I love protocols.
Do you want me to call you sir? Yes sir! (And apologies for the non-inclusive language, ma’am!)
Do you want me on the floor? Prod me till I get the position right, please?
Do you want me to heel you, or forget the word ‘but’, or owe every morsel of food to your permission? Seriously?
Then thank you so much for telling me! And thank you even more for figuring it out and correcting me again and again, because that’s the hard part.
You get the idea. I like protocols. They’re a gift from God. A gift from you.
Admittedly, not every rule is fun. I wince at the idea of calling myself “she” as in the Pride Household Servant Protocol. Or worse, “it” as in the Butchmanns Academy Slave Protocol (edit: apparently only SlaveMaster does that). But I think my hard limit is good acting. The Code d’Odalisque says it is proper for a sex slave to be modest, and it is proper for a sex slave to be salacious. I quite agree, but one of those I can’t do.
Oddly enough, it’s not the rules that worry me most. It’s when they try to justify them. I have never seen a satisfying explanation of why we do this.
Yes, protocols help to prevent break-ups and unhappiness, but how? Yes, they’re hot, but then why do we keep going round the clock? Yes, they make your relationship special – but sir, if uniqueness is all you want, I can sew you a very nice set of matching His and Hers purple/chartreuse frilly underwear.
And no, it’s not because subs are lowly creatures who need to be reminded of our place. Or because doms are superior beings who deserve all this. What a ghastly idea. That kind of talk belongs strictly in the haze of subspace/topspace.
There is one and only one reason why I would obey a protocol: because I want to. But no one has ever managed to put my wants into words. So here goes.
Let me introduce you to the biophysics of abject submission.
Inside this sub is a core of jelly-like matter. (Note for Americans and other non-English speakers: jelly as in Jell-O, not jam.)
Said jelly quivers constantly in the presence of any man I respect and am attracted to. Upon perceiving his disappointment, it goes splat. At his righteous anger, it freezes and shatters.
Inconveniently, these functions are calibrated at hair-trigger sensitivity. Fortunately, the jelly also responds to similarly trivial quantities of approval by liquefying itself in paroxysms of gratitude.
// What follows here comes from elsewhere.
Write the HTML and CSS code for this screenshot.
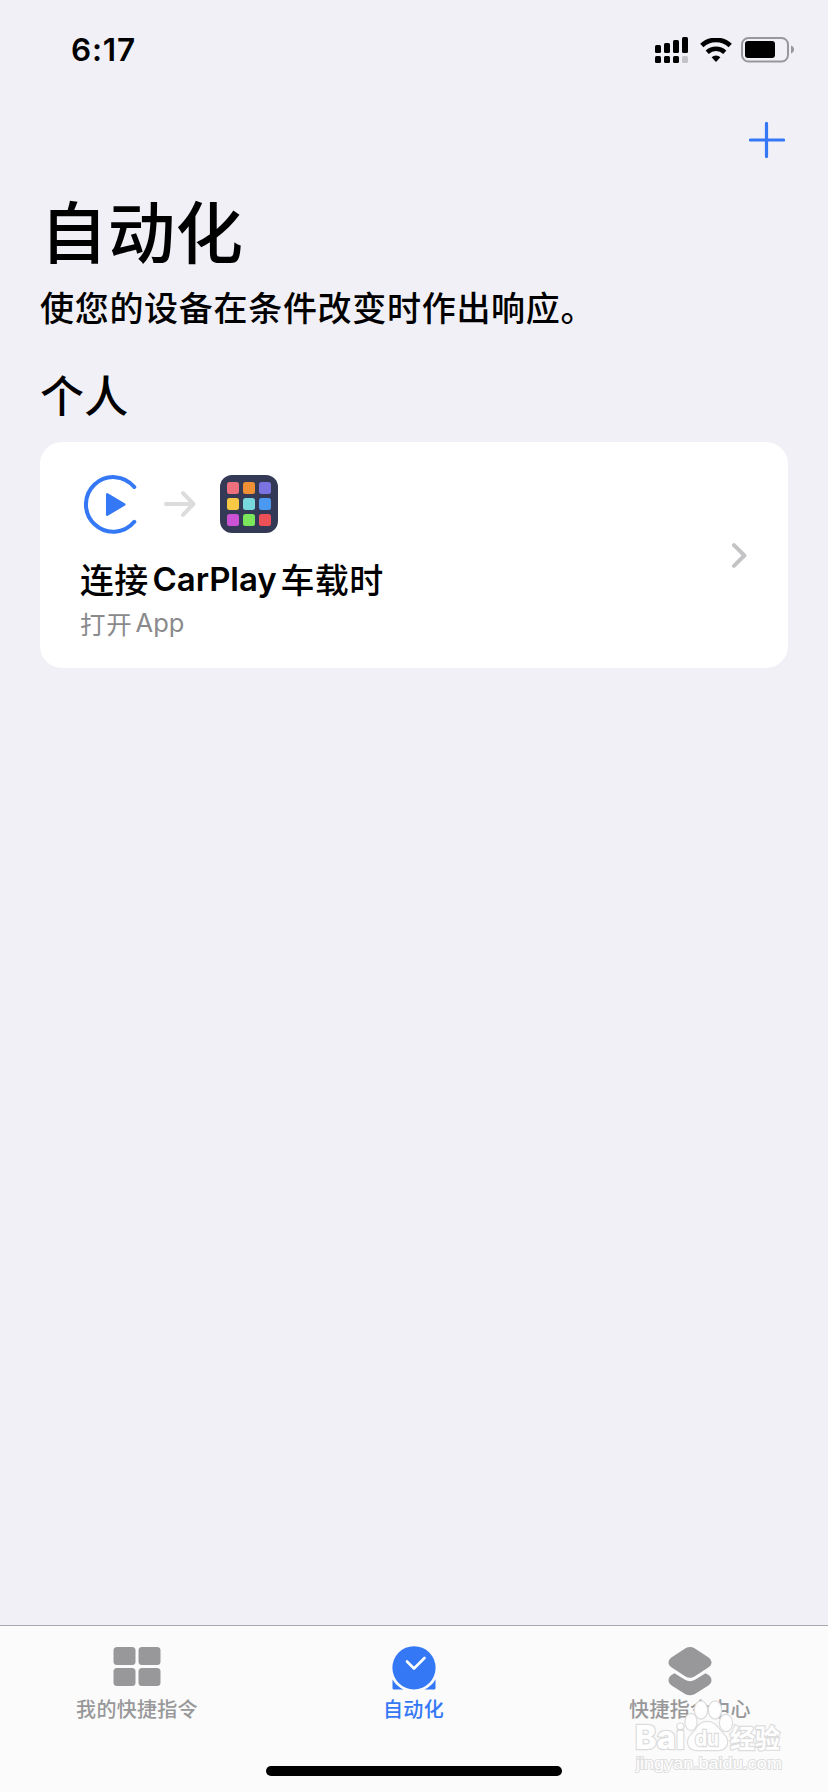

If you’re a dish of a dom and we’ve met, you probably still haven’t met my jelly. It lives deep in the closet. Most people don’t want to know about it. And of course jelly aims to oblige, whether it means impersonating a dragon lady, tranquil maiden, or woman about town.
But you see the problem. I really, really want to know what I’m supposed to do.
And that goes into overdrive when I’m alone with my dom. If my voice has sounded for ten seconds, I’ve probably agonised five times about how to signal my deference. Under such conditions, formulas like “Sir, yes sir, thank you sir” are a mercy, not a burden.
It gets better. If I’m not sure how you’d like your coffee, I will stand paralysed between visions of your gustatory disgust and terrors of absorbing precious seconds of your time if I ask. I want to ask permission to ask my questions. Of course it’s ridiculously recursive, but good grief, what a relief!
I also kind of want to kick myself in the head for wasting your time like this.
But the urge will magically go away if you can make me believe that this is what you want too. Vague praise apparently isn’t enough – I tend to assume it’s kindness and indulgence talking. Rules, enforcement and correction, however, do add up to a convincing result. I’ll trust you to take what you want – if you keep it up.
And paradoxically, protocols also help me believe that you’ll listen to what I want.
Binding my tongue sets it free. Do you know how hard it is to tell you things you don’t want to hear? You can’t imagine how much it helps if you give me the means to perform rhetorical genuflections throughout.
And that’s not even the worst-case scenario. Without a protocol for expressing disagreement with your orders, do you know what would happen? Pretty much the same thing, actually: feeble protests, swift capitulation, cheerful acceptance. That is, the first time. Until we realise that my smiles have blinded you to the wreckage. And then the second time is not much fun to describe.
That’s why I’m so grateful when we both know exactly how many times I’m allowed to argue with an order – be it three times or zero. Then I can smile and obey and not worry that I’m lying by omission.
That’s what I mean when I say I want a protocol. These are things I want to do. It’s in my jelly nature to bow and scrape to my dom even when I’m inwardly aghast. But painful experience has taught me that the distance between what I think and what I do is liable to be interpreted by the non-submissive as cowardice, two-facedness, or selfish whimsy. And that hurts.
God knows I have my faults. But my submission comes from the best in me, not the worst. If you give me a protocol, maybe I can trust you to understand that, and to try to protect my poor gelatinous heart.
Because a protocol isn’t just a leash for me, or an ego trip for you. Or a panacea for all our problems, come to that. I think it’s really a promise that you know what you want. That I can please you.
And that is what I want.
I have no idea if I’m the only one who feels this way. And the dom point of view remains very mysterious to me. Maybe my kind readers will enlighten me?